Dans tous les autres cas, l’entreprise citée en faillite disposera d’un délai de quinze jours à compter de l’audience d’introduction pour apporter la preuve qu’elle est une entreprise « grande consommatrice d’énergie » en difficulté.
Ce délai de quinze jours pourra être prolongé par le Tribunal de l’Entreprise, d’initiative ou sur demande de l’entreprise elle-même.
L’entreprise qui ne comparait pas à l’audience d’introduction ou à la première audience à laquelle le dossier aura été remis sera présumée ne pas être une entreprise « grande consommatrice d’énergie » en difficulté et risquera dès lors, d’être déclarée en faillite.
Enfin, l’obligation de faire aveu de faillite est suspendue pour les entreprises « grandes consommatrices d’énergie » en difficulté si la réalisation des conditions de la faillite est due à l’augmentation des prix de l’énergie.

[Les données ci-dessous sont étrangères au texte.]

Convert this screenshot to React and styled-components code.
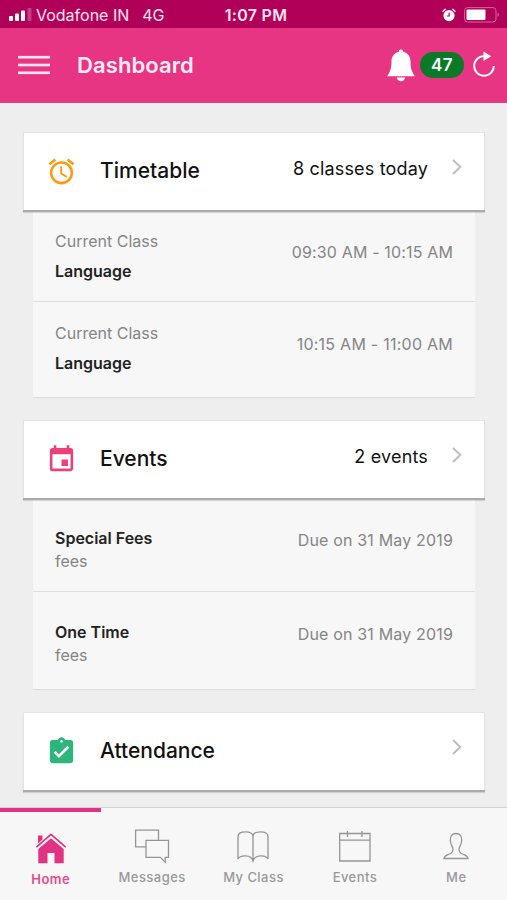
// vendor
import React from 'react';
import styled, { createGlobalStyle } from 'styled-components';
import { MdAlarm, MdAssignmentTurnedIn, MdEvent } from 'react-icons/md';

// +++++++++ DATA +++++++++

const classes = [
	{ id: 1, label: 'Current Class', name: 'Language', time: '09:30 AM - 10:15 AM' },
	{ id: 2, label: 'Current Class', name: 'Language', time: '10:15 AM - 11:00 AM' },
];

const events = [
	{ id: 1, name: 'Special Fees', type: 'fees', due: 'Due on 31 May 2019' },
	{ id: 2, name: 'One Time', type: 'fees', due: 'Due on 31 May 2019' },
];

// +++++++++ CSS +++++++++

const GlobalStyle = createGlobalStyle`
	* {
		box-sizing: border-box;
	}

	body {
		margin: 0;
		background: #eeeeee;
		font-family: Inter, Roboto, sans-serif;
		-webkit-font-smoothing: antialiased;
	}
`;

const Page = styled.div`
	display: flex;
	flex-direction: column;
	width: 100%;
	max-width: 507px;
	height: 900px;
	overflow: hidden;
	background: #eeeeee;
	color: #111;
`;

const StatusBar = styled.div`
	display: grid;
	grid-template-columns: 1fr auto 1fr;
	align-items: center;
	flex: none;
	height: 28px;
	padding: 1px 7px 0 9px;
	background: #b00058;
	color: #ffe3f0;
	font-size: 16px;
	line-height: 20px;
`;

const Carrier = styled.div`
	display: flex;
	align-items: center;
	white-space: nowrap;

	svg {
		margin-right: 4px;
	}
`;

const Network = styled.span`
	margin-left: 13px;
`;

const Clock = styled.div`
	margin-left: 3px;
	font-weight: 600;
	letter-spacing: 0.3px;
`;

const StatusIcons = styled.div`
	display: flex;
	align-items: center;
	justify-content: flex-end;
	gap: 8px;
`;

const Header = styled.header`
	display: flex;
	align-items: center;
	flex: none;
	height: 75px;
	padding: 0 12px 0 18px;
	background: #e73583;
	border-bottom: 1px solid #d9417f;
	color: #fff;
`;

const Title = styled.h1`
	flex: 1;
	margin: 0 0 1px 27px;
	color: #ffeaf3;
	font-size: 22px;
	font-weight: 600;
	line-height: 28px;
	letter-spacing: 0.1px;
`;

const Badge = styled.span`
	width: 44px;
	height: 26px;
	margin: 0 9px 0 5px;
	border-radius: 13px;
	background: #0b7a28;
	font-size: 17px;
	font-weight: 600;
	line-height: 26px;
	letter-spacing: 0.5px;
	text-align: center;
`;

const Content = styled.main`
	flex: 1;
	min-height: 0;
	padding: 29px 22px 0 23px;
`;

const Section = styled.section`
	margin-bottom: 22px;
`;

const Card = styled.div`
	position: relative;
	display: flex;
	align-items: center;
	height: 78px;
	padding: 0 22px 1px;
	border: solid #e3e3e3;
	border-width: 1px 1px 0;
	background: #fff;
	box-shadow: 0 2px 0 #aaa, 0 3px 1px rgba(0, 0, 0, 0.12);
`;

const CardTitle = styled.h2`
	flex: 1;
	margin: 0 0 0 23px;
	font-size: 21px;
	font-weight: 500;
	line-height: 26px;
`;

const CardMeta = styled.span`
	margin: 0 24px 4px 0;
	font-size: 18px;
	line-height: 22px;
	letter-spacing: 0.17px;
`;

const Chevron = styled.svg`
	margin-bottom: 8px;
`;

const Panel = styled.div`
	margin: 0 10px;
	padding-bottom: 4px;
	border-bottom: 1px solid #dcdcdc;
	background: #f7f7f7;
`;

const Row = styled.div`
	display: flex;
	justify-content: space-between;
	height: ${props => props.$height};
	padding: ${props => props.$top} 22px 0;
	font-size: 16px;
	line-height: 20px;

	& + & {
		border-top: 1px solid #dedede;
	}
`;

const Lines = styled.div`
	display: flex;
	flex-direction: column;
	gap: ${props => props.$gap};
`;

const Muted = styled.span`
	color: #858585;
	letter-spacing: ${props => props.$spacing || '0'};
`;

const Strong = styled.span`
	color: #222;
	font-weight: 600;
`;

const Aside = styled(Muted)`
	margin-top: ${props => props.$top};
`;

const TabBar = styled.nav`
	display: grid;
	grid-template-columns: repeat(5, 1fr);
	flex: none;
	height: 93px;
	border-top: 1px solid #d4d4d4;
	background: #f7f7f7;
`;

const Tab = styled.a`
	display: flex;
	flex-direction: column;
	align-items: center;
	gap: ${props => (props.$active ? '5px' : '3px')};
	padding: 16px 0 0;
	border-top: 4px solid ${props => (props.$active ? '#e23383' : 'transparent')};
	color: ${props => (props.$active ? '#e84a8c' : '#999')};
	font-size: 13px;
	font-weight: ${props => (props.$active ? 600 : 500)};
	line-height: 16px;
	letter-spacing: 0.45px;
`;

// +++++++++ ICONS +++++++++

const SignalIcon = () => (
	<svg width="23" height="13" viewBox="0 0 23 13" fill="#fff">
		<rect x="0" y="8" width="4" height="5" rx="1" />
		<rect x="6" y="5.5" width="4" height="7.5" rx="1" />
		<rect x="12" y="2.5" width="4" height="10.5" rx="1" />
		<rect x="18.5" y="0" width="4" height="13" rx="1" opacity="0.25" />
	</svg>
);

const AlarmIcon = () => (
	<svg width="14" height="14" viewBox="0 0 14 14" fill="none">
		<circle cx="7" cy="7.6" r="5.6" fill="#fff" />
		<path d="M1 3.2 3.2 1.2M13 3.2 10.8 1.2" stroke="#fff" strokeWidth="1.4" strokeLinecap="round" />
		<path d="M7.2 4.6V8H4.8" stroke="#b00058" strokeWidth="1.2" />
	</svg>
);

const BatteryIcon = () => (
	<svg width="36" height="16" viewBox="0 0 36 16">
		<rect x="0.6" y="0.6" width="31.4" height="14.4" rx="3" fill="none" stroke="#d4669c" strokeWidth="1" />
		<rect x="2.5" y="2.6" width="19" height="10.5" rx="1" fill="#fff" />
		<path d="M33.5 5.6c2 .8 2 3.6 0 4.4z" fill="#d4669c" />
	</svg>
);

const MenuIcon = () => (
	<svg width="32" height="20" viewBox="0 0 32 20" fill="#ffe6f1">
		<rect width="32" height="2.6" y="0.9" />
		<rect width="32" height="2.6" y="8.7" />
		<rect width="32" height="2.6" y="16.5" />
	</svg>
);

const BellIcon = () => (
	<svg width="28" height="33" viewBox="0 0 28 33" fill="#fff">
		<path d="M14 .5c1.4 0 2.2.9 2.2 2.2C20.6 3.800 23.300 7.200 23.500 12c.2 6.500.6 10 4.300 15.200H.2C3.900 22 4.300 18.500 4.500 12 4.700 7.200 7.400 3.800 11.800 2.700 11.800 1.400 12.600.5 14 .5z" />
		<path d="M9.800 28.500h8.400c-.4 2.300-2 3.700-4.200 3.700s-3.800-1.400-4.200-3.700z" />
	</svg>
);

const RefreshIcon = () => (
	<svg width="22" height="28" viewBox="0 0 22 28">
		<path d="M11 5.100a9.800 9.800 0 1 0 9.800 9.800" fill="none" stroke="#fff" strokeWidth="1.900" />
		<path d="M10.500 .4 18.200 5.200 10.500 10z" fill="#fff" />
	</svg>
);

const ChevronIcon = () => (
	<Chevron width="10" height="18" viewBox="0 0 10 18" fill="none">
		<path d="M1 2 8.300 9 1 16" stroke="#bdbdbd" strokeWidth="2" />
	</Chevron>
);

const TabIcon = ({ children }) => (
	<svg width="36" height="38" viewBox="0 0 36 38" fill="none" stroke="#959595" strokeWidth="1.300">
		{children}
	</svg>
);

const HomeIcon = () => (
	<TabIcon>
		<g fill="#e23383" stroke="none">
			<path d="M5 7.500h4.500v4L5 15.500z" />
			<path d="M18 10.200 30.700 21V35.300H21.500V25H14.500V35.300H5.300V21z" />
			<path d="M18 5.200 33.200 18.400 32.100 19.700 18 7.500 3.900 19.700 2.800 18.400z" />
		</g>
	</TabIcon>
);

const MessagesIcon = () => (
	<TabIcon>
		<path d="M12 18.900H1.600V2.200H24.500V12" />
		<path d="M12 12.400H34.500V29.400H31.200V34.200L26.400 29.400H12z" />
	</TabIcon>
);

const BookIcon = () => (
	<TabIcon>
		<path d="M18 33V8.500C18 5.500 15 3.800 10.500 3.800S3 5.500 3 8.500V31C5 27 16 26 18 33C20 26 31 27 33 31V8.500C33 5.500 30 3.800 25.500 3.800S18 5.500 18 8.500" />
	</TabIcon>
);

const CalendarIcon = () => (
	<TabIcon>
		<path d="M2.700 5.500H33V33H2.700zM2.700 12.200H33M10.500 3V9M25 3V9" />
	</TabIcon>
);

const PersonIcon = () => (
	<TabIcon>
		<path d="M18 5.500c-4 0-6 2.800-5.700 7 .3 4 1.200 5 2.500 7.500.9 3.500-.5 4.800-3.300 6-3.200 1.300-5.200 1.500-5.500 4.500H30c-.3-3-2.300-3.200-5.500-4.500-2.800-1.200-4.200-2.500-3.300-6 1.300-2.500 2.200-3.500 2.500-7.500.3-4.200-1.700-7-5.700-7z" />
	</TabIcon>
);

// +++++++++ COMPONENTS +++++++++

const CardHeader = ({ icon, meta, title }) => (
	<Card>
		{icon}
		<CardTitle>{title}</CardTitle>
		{meta && <CardMeta>{meta}</CardMeta>}
		<ChevronIcon />
	</Card>
);

const tabs = [
	{ label: 'Home', icon: <HomeIcon />, active: true },
	{ label: 'Messages', icon: <MessagesIcon /> },
	{ label: 'My Class', icon: <BookIcon /> },
	{ label: 'Events', icon: <CalendarIcon /> },
	{ label: 'Me', icon: <PersonIcon /> },
];

const App = () => (
	<Page>
		<GlobalStyle />
		<StatusBar>
			<Carrier>
				<SignalIcon />
				Vodafone IN
				<Network>4G</Network>
			</Carrier>
			<Clock>1:07 PM</Clock>
			<StatusIcons>
				<AlarmIcon />
				<BatteryIcon />
			</StatusIcons>
		</StatusBar>
		<Header>
			<MenuIcon />
			<Title>Dashboard</Title>
			<BellIcon />
			<Badge>47</Badge>
			<RefreshIcon />
		</Header>
		<Content>
			<Section>
				<CardHeader
					icon={<MdAlarm size={31} color="#ff9a0c" />}
					meta="8 classes today"
					title="Timetable"
				/>
				<Panel>
					{classes.map((item, index) => (
						<Row key={item.id} $height={index ? '92px' : '91px'} $top="21px">
							<Lines $gap="10px">
								<Muted>{item.label}</Muted>
								<Strong>{item.name}</Strong>
							</Lines>
							<Aside $top="11px" $spacing={index ? '0.25px' : '0.15px'}>{item.time}</Aside>
						</Row>
					))}
				</Panel>
			</Section>
			<Section>
				<CardHeader
					icon={<MdEvent size={31} color="#ec407a" />}
					meta="2 events"
					title="Events"
				/>
				<Panel>
					{events.map((item, index) => (
						<Row key={item.id} $height={index ? '94px' : '93px'} $top="30px">
							<Lines $gap="3px">
								<Strong>{item.name}</Strong>
								<Muted>{item.type}</Muted>
							</Lines>
							<Aside $top="2px" $spacing="0.17px">{item.due}</Aside>
						</Row>
					))}
				</Panel>
			</Section>
			<Section>
				<CardHeader
					icon={<MdAssignmentTurnedIn size={31} color="#2db67c" />}
					title="Attendance"
				/>
			</Section>
		</Content>
		<TabBar>
			{tabs.map(tab => (
				<Tab key={tab.label} $active={tab.active}>
					{tab.icon}
					{tab.label}
				</Tab>
			))}
		</TabBar>
	</Page>
);

export default App;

Cela n’affecte cependant pas la possibilité pour l’entreprise de faire aveu de faillite volontairement si c’est l’option la plus appropriée.
IV. Entrée en vigueur
Ces mesures ont néanmoins un caractère temporaire puisqu’elles sont entrées en vigueur ce 3 novembre 2022 et prendront fin le 31 décembre 2022, sauf renouvellement décidé par le Roi.
Nous suivrons bien entendu de près ces évolutions, et nous tenons à votre pleine disposition pour vous conseiller à ce sujet.
Hélène de Maere d’Aertrycke
Avocate
Helene.demaere@moov.law
[1] Par « achat de produits énergétiques » : le législateur entend les coûts réels de l’énergie que l’entreprise a achetée ou produite.
[2] Par « achat de produits énergétiques » : le législateur entend les coûts réels de l’énergie que l’entreprise a achetée ou produite.
[3] Par « prix de l’énergie » : le législateur entend le prix du gaz, de l’électricité, du charbon, du bois et du pétrole facturé par les fournisseurs d’énergie à leurs clients directs et aux consommateurs finaux.